And I mean that in the absolute best way possible. Most trends are fleeting –– Snuggies, lower back tattoos, overalls with one snap undone (you know you did that in middle school, too) and the like –– vacuous fads that come from nothing and amount to nothing. Music often falls into the same category. But every once in a while, someone or something transcends the label of “trend” into icon. It’s rare and it’s usually inexplicable, but it happens, even if it’s calculated and maybe has traces of gimmick.
Madonna and David Bowie are prime examples. Both are character artists (Bowie especially) who were undeniably talented but fueled their talent and fame with performance beyond just singing and songwriting. They were characters, sometimes literally. Bowie transformed into Ziggy Stardust, embodying the role and embracing it –– wacky makeup and mini-kimonos and all.
My brother would kill me for what I’m about to say, but Stefani Germanotta once said that she fancied herself a modern version of ‘70s Bowie. And, in a way, her character is eerily similar: slightly alien, limitless and unrecognizable from her former self. Her Ziggy Stardust is Lady Gaga –– her alter ego and one of the most successful and polarizing characters in modern pop culture.
Lady Gaga sprung on the scene in 2008, and, personally, I can’t believe she’s only been a part of public consciousness for two years. It feels like we’ve always had her boundary-pushing, shock and awe-inducing presence to keep us wide-eyed and inexplicably addicted.
I was a belated convert. I didn’t understand why “Just Dance” and “Poker Face” were popular; she was lowest-common-denominator bubblegum pop to me. And I guess when all’s said and done, she still is –– but she doesn’t care. She re-wrote the boundaries of style, whether by wearing heel-less shoes, sporting Crayola-yellow hair, wearing an ensemble of morbidly assembled Kermit the Frogs or an outfit made of bubbles.

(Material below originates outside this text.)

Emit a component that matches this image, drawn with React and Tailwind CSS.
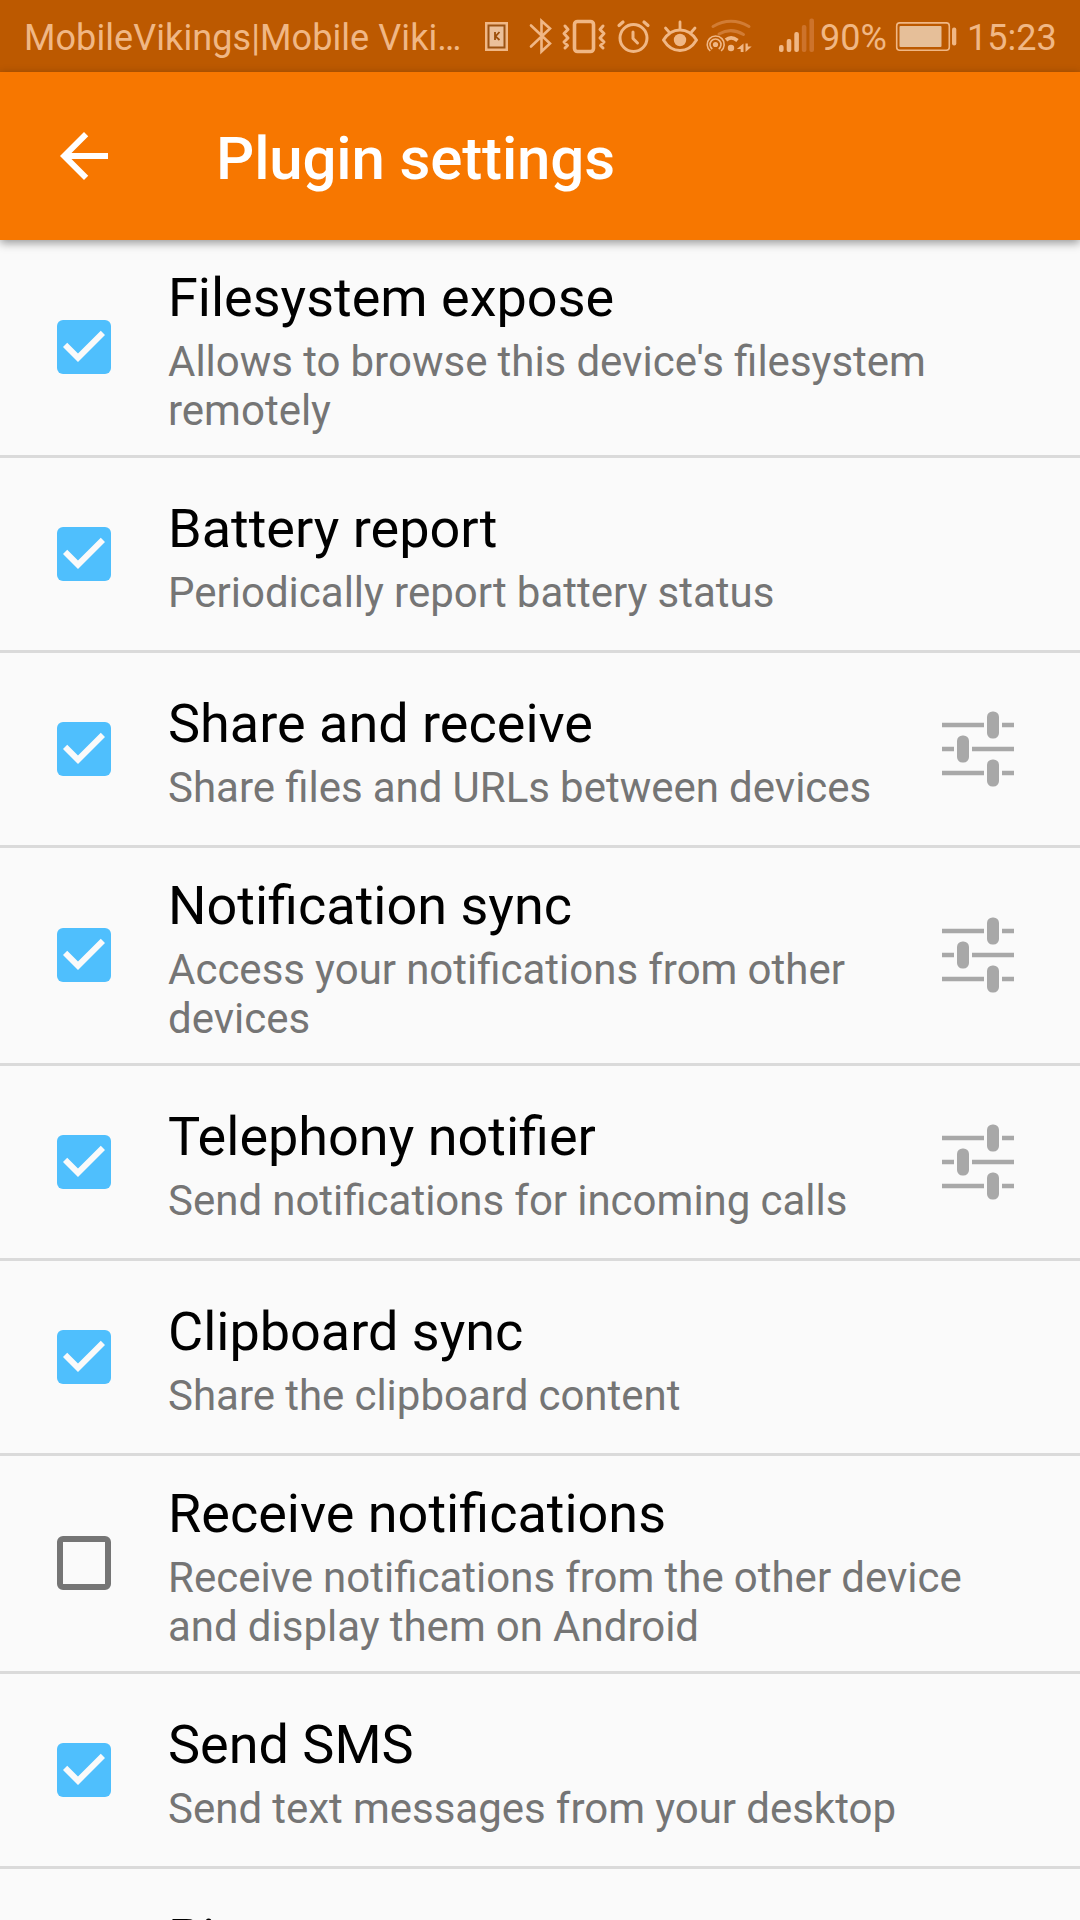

She doesn’t just sing and dance; she turns everything into an avant-garde piece of performance art, like a twisted cabaret from hell, but in a good way. Her music videos are as highly anticipated as many blockbuster movies, especially the much-touted videos for “Telephone,” a nine-and-a-half minute Tarantino-esque short film, and “Alejandro,” a dark and controversial drama with clashing (yet complementary) homosexual, military and religious themes. It’s important to note that neither song has anything whatsoever to do with the videos; “Telephone” is a fairly textbook club song (albeit a catchy one) and “Alejandro” is a mash-up of Madonna and Ace of Base. But again, she doesn’t care.
She’s breaking records left and right: most fans on Facebook (more than 10 million, recently surpassing Barack Obama), best-selling digital album of all time by a solo artist (The Fame), not to mention an unprecedented slew of No. 1 songs, videos and other accomplishments.
She is an expert manipulator of the public, myself included. I want to drink the Lady Gaga Kool-Aid. I’m eagerly anticipating her next gimmick move, the announcement of her new album’s title at midnight on New Year’s –– clearly a move of marketing genius, as are many of her moves. I’m aware, but like the Lady herself, I don’t care.
She’s a walking contradiction. She said in 2009 that all she cared about in a man was how well-endowed he was, yet she recently extolled the virtues of celibacy after she gave up sex. Her lyrics go from “Let’s have some fun/this beat is sick/I wanna take a ride on your disco stick” to the opposite: “I’m just bluffin’ with my muffin.” She once said: “If somebody said to me, ‘What you do isn’t art,’ I would say they’re right. Yes, it is; no, it isn’t; absolutely; perhaps; it’s irrelevant; it’s important … that’s what this is all about, really.”
And, somehow, she’s exactly right. No boundaries, no definitions and no explanations. Ultimately, her message is pretty ubiquitous: Which of us isn’t a “little monster”?
She’s such a phenomenon that tickets for her April 9, 2011, appearance in New Orleans went on sale in May – 11 months before the concert. Go ahead and purchase your tickets now, a mere eight-and-a-half months before “The Monster Ball” show.
In a city where more and more celebrities are popping up and buying homes in an effort to escape fame and paparazzi (Sandra Bullock, Brangelina, Peter Sarsgaard and Maggie Gyllenhaal, Parker Posey, etc.), don’t expect the Lady to look to hide from the limelight anytime soon. She shows no sign of slowing down or running out of tricks.
So the ultimate question is one that we throw around the office whenever her latest song, video, performance, magazine cover or interview is revealed: “How is Lady Gaga so awesome?”